At the non-jury trial which commenced on August 11, 1987, Carmen Gutierrez testified with the assistance of an interpreter that in May, 1984, she and her husband sold a parcel of real estate to the decedent, and took back a second mortgage in the amount of $16,500 as part of the purchase price. Copies of the sales contract, promissory note and recorded mortgage were admitted into evidence. Carmen testified that she received the original note and mortgage from the closing agent and placed them with other important papers in a desk drawer in her house.
Under the terms of the note, payments were to commence on June 4, 1984. Payments were received for the months of June, July and August, 1984, but the September 1984 payment was not received and no subsequent payments were made.

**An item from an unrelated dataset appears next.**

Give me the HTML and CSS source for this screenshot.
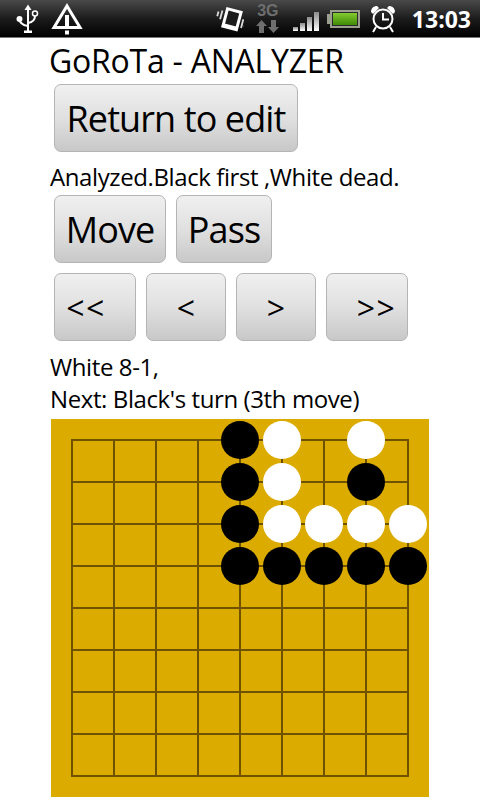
FILE: index.html
```html
<!DOCTYPE html>
<html lang="en">
<head>
    <meta charset="UTF-8">
    <meta name="viewport" content="width=device-width, initial-scale=1.0">
    <title>GoRoTa - ANALYZER</title>
    <link rel="stylesheet" href="styles.css">
</head>
<body>
    <div class="statusbar">
        <div class="status-left">
            <svg class="icon" width="24" height="30" viewBox="0 0 24 30">
                <g fill="none" stroke="#fff" stroke-width="2">
                    <path d="M13 4V27"/>
                    <path d="M13 22C7 21 4.500 19 4.500 15"/>
                    <path d="M13 19C18 18 20 16 20 12"/>
                </g>
                <path d="M13 0.500L16.500 6H9.500Z" fill="#fff"/>
                <rect x="9" y="26.500" width="8" height="2.500" fill="#fff"/>
                <circle cx="4.500" cy="15" r="3" fill="#fff"/>
                <circle cx="20" cy="9.500" r="2.500" fill="#222" stroke="#fff" stroke-width="1.500"/>
            </svg>
            <svg class="icon" width="32" height="32" viewBox="0 0 32 32">
                <path d="M16 3L29 24.500H3Z" fill="none" stroke="#fff" stroke-width="3"/>
                <rect x="14" y="12" width="4" height="14" fill="#fff"/>
                <rect x="14" y="27.500" width="4" height="4" fill="#fff"/>
            </svg>
        </div>
        <div class="status-right">
            <svg class="icon rotate-icon" width="28" height="30" viewBox="0 0 28 30">
                <g transform="rotate(15 15 15)">
                    <rect x="9" y="6" width="14" height="18" fill="#1c1c1c" stroke="#fff" stroke-width="3"/>
                    <rect x="9" y="21" width="14" height="3.500" fill="#fff"/>
                    <path d="M4.500 9V18M1 11V16M27 12V21M30 14V19" stroke="#ddd" stroke-width="1.800"/>
                </g>
            </svg>
            <div class="network">
                <span class="net-label">3G</span>
                <svg class="icon" width="23" height="13" viewBox="0 0 23 13">
                    <path d="M5.500 0L11 6H8V13H3V6H0Z M17.500 13L12 7H15V0H20V7H23Z" fill="#6e6e6e"/>
                </svg>
            </div>
            <div class="signal">
                <span class="signal-bar bar1"></span>
                <span class="signal-bar bar2"></span>
                <span class="signal-bar bar3"></span>
                <span class="signal-bar bar4"></span>
            </div>
            <div class="battery"><span class="battery-fill"></span></div>
            <svg class="icon alarm-icon" width="26" height="28" viewBox="0 0 26 28">
                <circle cx="13" cy="14" r="9.500" fill="none" stroke="#fff" stroke-width="2"/>
                <path d="M13 8V14.500H19" fill="none" stroke="#fff" stroke-width="2"/>
                <path d="M1 7C1 3 4 1 7 1L9 3L3 9Z M25 7C25 3 22 1 19 1L17 3L23 9Z" fill="#fff"/>
                <path d="M6 22L3 27M20 22L23 27" stroke="#fff" stroke-width="2"/>
            </svg>
            <span class="clock">13:03</span>
        </div>
    </div>

    <div id="main-section">
        <div class="app-title">GoRoTa - ANALYZER</div>
        <div class="button-row first-row">
            <button class="big-button return-button">Return to edit</button>
        </div>
        <div class="message result-info">Analyzed.Black first ,White dead.</div>
        <div class="button-row">
            <button class="big-button move-button">Move</button>
            <button class="big-button pass-button">Pass</button>
        </div>
        <div class="button-row nav-row">
            <button class="nav-button first-button">&lt;&lt;</button>
            <button class="nav-button prev-button">&lt;</button>
            <button class="nav-button next-button">&gt;</button>
            <button class="nav-button last-button">&gt;&gt;</button>
        </div>
        <div class="message move-info">White 8-1,</div>
        <div class="message turn-info">Next: Black's turn (3th move)</div>
        <svg id="board" width="378" height="378" viewBox="0 0 378 378"></svg>
    </div>

    <script>
        const board = document.getElementById('board');
        const cell = 42;
        const margin = 21;
        const black = [[4, 0], [4, 1], [4, 2], [4, 3], [5, 3], [6, 3], [7, 3], [8, 3], [7, 1]];
        const white = [[5, 0], [5, 1], [7, 0], [5, 2], [6, 2], [7, 2], [8, 2]];

        function drawStone(col, row, color) {
            const stone = document.createElementNS('http://www.w3.org/2000/svg', 'circle');
            stone.setAttribute('cx', margin + col * cell);
            stone.setAttribute('cy', margin + row * cell);
            stone.setAttribute('r', 19);
            stone.setAttribute('fill', color);
            board.appendChild(stone);
        }

        function drawLine(x1, y1, x2, y2) {
            const line = document.createElementNS('http://www.w3.org/2000/svg', 'line');
            line.setAttribute('x1', x1);
            line.setAttribute('y1', y1);
            line.setAttribute('x2', x2);
            line.setAttribute('y2', y2);
            line.setAttribute('class', 'grid-line');
            board.appendChild(line);
        }

        for (let i = 0; i < 9; i++) {
            const pos = margin + i * cell;
            drawLine(pos, margin - 1, pos, margin + 8 * cell + 1);
            drawLine(margin - 1, pos, margin + 8 * cell + 1, pos);
        }
        black.forEach(p => drawStone(p[0], p[1], '#000'));
        white.forEach(p => drawStone(p[0], p[1], '#fff'));
    </script>
</body>
</html>
```

FILE: styles.css
```css
* {
    box-sizing: border-box;
}
body {
    font-family: "Open Sans", "Noto Sans", sans-serif;
    margin: 0;
    width: 480px;
    height: 800px;
    overflow: hidden;
    background: #fff;
    color: #000;
}
.statusbar {
    height: 38px;
    background: linear-gradient(#4a4a4a, #1c1c1c 50%, #000);
    border-bottom: 1px solid #777;
    display: flex;
    justify-content: space-between;
    align-items: center;
    padding: 0 9px 0 15px;
}
.status-left, .status-right {
    display: flex;
    align-items: center;
}
.status-left {
    gap: 12px;
}
.icon {
    display: block;
}
.network {
    display: flex;
    flex-direction: column;
    align-items: center;
    gap: 3px;
    margin-left: 13px;
    width: 22px;
}
.net-label {
    color: #6e6e6e;
    font: bold 16px/13px "Liberation Sans", sans-serif;
}
.signal {
    display: flex;
    align-items: flex-end;
    gap: 2px;
    height: 19px;
    margin: 6px 0 0 14px;
}
.signal-bar {
    width: 5px;
    background: linear-gradient(#8a8a8a, #fff);
}
.bar1 { height: 4px; }
.bar2 { height: 8px; }
.bar3 { height: 14px; }
.bar4 { height: 19px; }
.battery {
    position: relative;
    width: 30px;
    height: 18px;
    margin-left: 11px;
    padding: 1px;
    border: 2px solid #9a9f90;
    background: #2a2a2a;
}
.battery::before {
    content: "";
    position: absolute;
    left: -5px;
    top: 2px;
    width: 3px;
    height: 10px;
    background: #9a9f90;
}
.battery-fill {
    display: block;
    height: 100%;
    background: linear-gradient(#84cc30, #3f8a06);
}
.alarm-icon {
    margin-left: 10px;
}
.clock {
    color: #fff;
    font: bold 23px "Open Sans", sans-serif;
    margin-left: 16px;
}
#main-section {
    padding-left: 50px;
}
.app-title {
    font-size: 32px;
    line-height: 46px;
    height: 44px;
    margin-left: -1px;
    letter-spacing: -0.24px;
}
.button-row {
    display: flex;
    gap: 10px;
    padding-left: 4px;
}
.first-row {
    margin-top: 2px;
}
.nav-row {
    margin-top: 10px;
}
button {
    font-family: inherit;
    color: #000;
    border: 1px solid #b4b4b4;
    border-radius: 7px;
    background: linear-gradient(#f0f0f0, #e0e0e0 50%, #c8c8c8);
    height: 68px;
    padding: 0;
}
.big-button {
    font-size: 36px;
    letter-spacing: -0.9px;
}
.nav-button {
    font-size: 32px;
}
.return-button { width: 244px; }
.move-button { width: 112px; }
.pass-button { width: 96px; }
.first-button {
    width: 82px;
    letter-spacing: 1.5px;
    padding-right: 18px;
}
.prev-button { width: 80px; }
.next-button { width: 80px; }
.last-button {
    width: 82px;
    letter-spacing: 1.5px;
    padding-left: 19px;
}
.message {
    font-size: 24px;
    line-height: 32px;
    letter-spacing: -0.4px;
}
.result-info {
    margin: 9px 0 2px;
}
.move-info {
    margin-top: 10px;
}
#board {
    display: block;
    margin-left: 1px;
    margin-top: 4px;
    background: #dbab00;
}
.grid-line {
    stroke: #6e5200;
    stroke-width: 2;
}
```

Carmen testified that she did not immediately seek to foreclose the mortgage when payments ceased because of close family and business ties with the decedent. She also testified that she looked for the original note and mortgage in the desk where she had left them but could not find them; that the desk was in a room accessible to anyone who visited her home, and that over time this included the decedent who had lived with appellants for several months in 1984 and 1985, as well as appellee. At the conclusion of cross-examination, the proceedings were recessed with a request from the court that counsel advise on the time required to complete the trial proceedings.

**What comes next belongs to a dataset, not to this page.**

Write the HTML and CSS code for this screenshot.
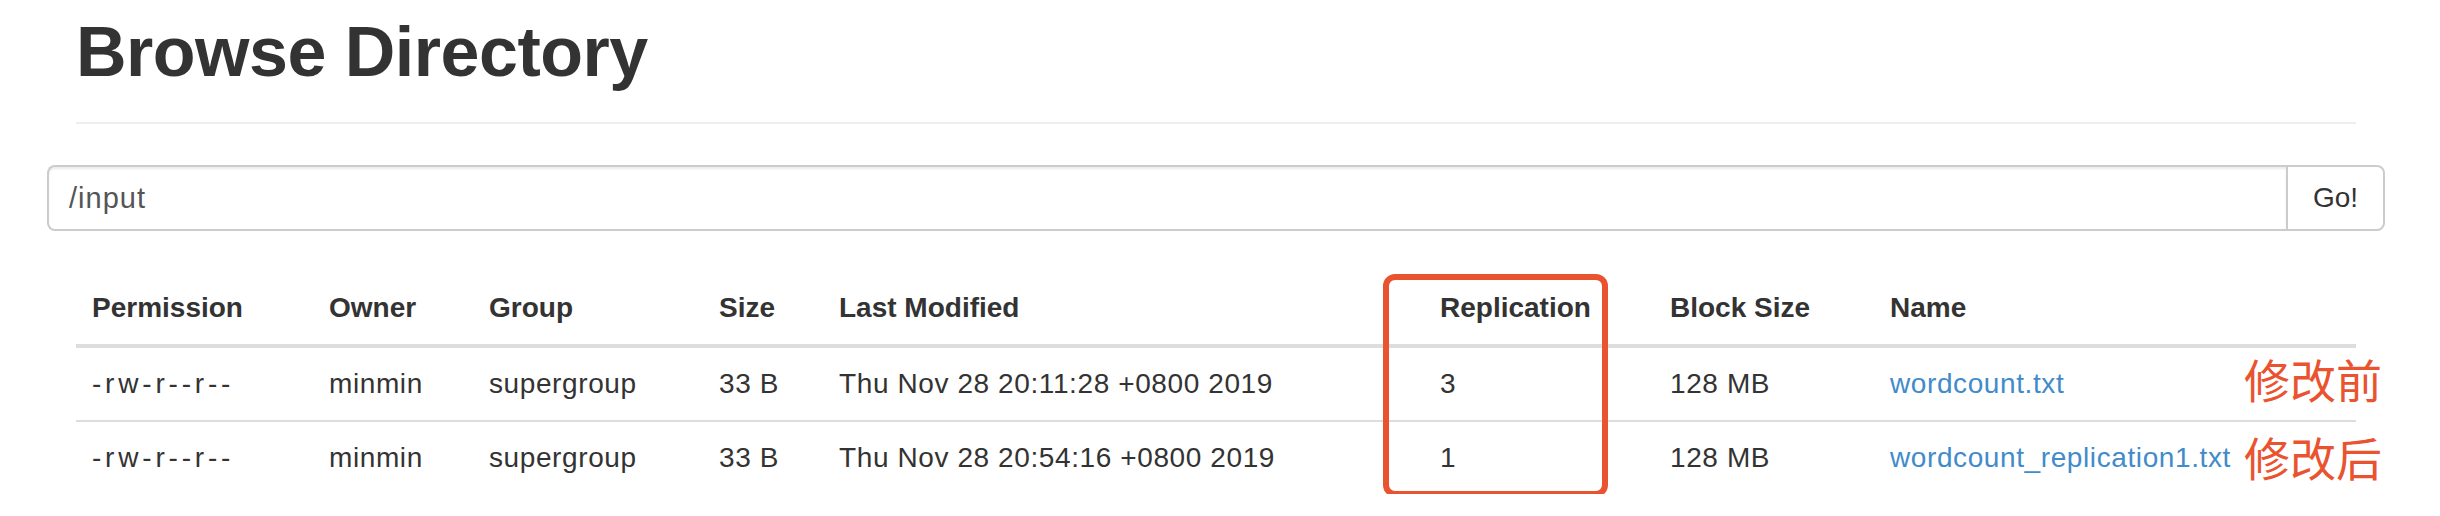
FILE: index.html
```html
<!DOCTYPE html>
<html lang="en">
<head>
<meta charset="utf-8">
<title>Browse Directory</title>
<link rel="stylesheet" href="styles.css">
</head>
<body>
<div class="page">
  <div class="page-header">
    <h1>Browse Directory</h1>
  </div>

  <div class="nav-row">
    <div class="input-group">
      <input class="path-input" type="text" value="/input">
      <button class="go-btn" type="button">Go!</button>
    </div>
  </div>

  <div class="table-wrap">
    <table class="listing">
      <colgroup>
        <col class="c-perm">
        <col class="c-owner">
        <col class="c-group">
        <col class="c-size">
        <col class="c-mod">
        <col class="c-rep">
        <col class="c-block">
        <col class="c-name">
      </colgroup>
      <thead>
        <tr>
          <th>Permission</th>
          <th>Owner</th>
          <th>Group</th>
          <th>Size</th>
          <th>Last Modified</th>
          <th>Replication</th>
          <th>Block Size</th>
          <th>Name</th>
        </tr>
      </thead>
      <tbody>
        <tr>
          <td class="perm">-rw-r--r--</td>
          <td>minmin</td>
          <td>supergroup</td>
          <td>33 B</td>
          <td>Thu Nov 28 20:11:28 +0800 2019</td>
          <td>3</td>
          <td>128 MB</td>
          <td><a class="file-link" href="#">wordcount.txt</a></td>
        </tr>
        <tr>
          <td class="perm">-rw-r--r--</td>
          <td>minmin</td>
          <td>supergroup</td>
          <td>33 B</td>
          <td>Thu Nov 28 20:54:16 +0800 2019</td>
          <td>1</td>
          <td>128 MB</td>
          <td><a class="file-link" href="#">wordcount_replication1.txt</a></td>
        </tr>
      </tbody>
    </table>
    <div class="highlight-box"></div>
    <span class="note note-before">修改前</span>
    <span class="note note-after">修改后</span>
  </div>
</div>
</body>
</html>
```

FILE: styles.css
```css
html, body {
  margin: 0;
  padding: 0;
  background: #fff;
}

body {
  font-family: "Liberation Sans", Helvetica, Arial, sans-serif;
  font-size: 28px;
  line-height: 40px;
  color: #333;
}

.page {
  width: 2280px;
  padding: 0 84px 0 76px;
}

.page-header {
  padding: 13px 0 30px;
  border-bottom: 2px solid #eee;
}

.page-header h1 {
  margin: 0;
  font-size: 70px;
  line-height: 79px;
  font-weight: 700;
  color: #333;
  letter-spacing: -0.5px;
}

.nav-row {
  margin: 41px -29px 0;
}

.input-group {
  display: flex;
  height: 66px;
}

.path-input {
  flex: 1;
  min-width: 0;
  box-sizing: border-box;
  height: 66px;
  margin: 0;
  padding: 0 20px;
  border: 2px solid #ccc;
  border-right: 0;
  border-radius: 8px 0 0 8px;
  box-shadow: inset 0 2px 2px rgba(0, 0, 0, 0.075);
  font-family: "Liberation Sans", Helvetica, Arial, sans-serif;
  font-size: 29px;
  letter-spacing: 1px;
  color: #555;
  background: #fff;
  outline: none;
}

.go-btn {
  box-sizing: border-box;
  width: 99px;
  height: 66px;
  margin: 0;
  padding: 0;
  border: 2px solid #ccc;
  border-radius: 0 8px 8px 0;
  background: #fff;
  font-family: "Liberation Sans", Helvetica, Arial, sans-serif;
  font-size: 28px;
  color: #333;
}

.table-wrap {
  position: relative;
  margin-top: 41px;
}

.listing {
  width: 2280px;
  table-layout: fixed;
  border-collapse: collapse;
  border-spacing: 0;
}

.c-perm { width: 237px; }
.c-owner { width: 160px; }
.c-group { width: 230px; }
.c-size { width: 120px; }
.c-mod { width: 601px; }
.c-rep { width: 230px; }
.c-block { width: 220px; }
.c-name { width: 482px; }

.listing th,
.listing td {
  padding: 16px;
  text-align: left;
  vertical-align: top;
  line-height: 40px;
  white-space: nowrap;
}

.listing th {
  font-weight: 700;
  border-bottom: 4px solid #ddd;
}

.listing td {
  border-top: 2px solid #ddd;
  letter-spacing: 0.6px;
}

.listing td.perm {
  letter-spacing: 3.8px;
}

.file-link {
  color: #428bca;
  text-decoration: none;
}

.highlight-box {
  position: absolute;
  left: 1307px;
  top: 2px;
  width: 225px;
  height: 223px;
  box-sizing: border-box;
  border: 6px solid #ea5330;
  border-radius: 12px;
}

.note {
  position: absolute;
  left: 2168px;
  font-family: "Noto Sans CJK SC", sans-serif;
  font-size: 46px;
  line-height: 46px;
  color: #ea5330;
  white-space: nowrap;
}

.note-before { top: 83px; }
.note-after { top: 161px; }
```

On September 4, 1987, appellants' counsel filed a notice for continuation of trial indicating that both counsel agreed that an additional six hours would be necessary to
conclude the proceedings. On October 5, 1987, appellee filed a motion for summary judgment asserting that appellants' action was barred due to their failure to produce the original note and mortgage. On March 4, 1988, the court issued an order scheduling continuation of the non-jury trial for March 24, 1988. On the day set for continuation of the trial, the parties appeared and the court, rather than resume taking testimony, considered appellee's motion for summary judgment, over appellants' objection that the court could not consider such motion during trial. Overruling the objection, the court heard argument by the parties as to the merits of the motion and ruled that appellants' foreclosure action was barred because of their failure to produce the original note and mortgage. An order dismissing the action was subsequently entered, from which this appeal was taken.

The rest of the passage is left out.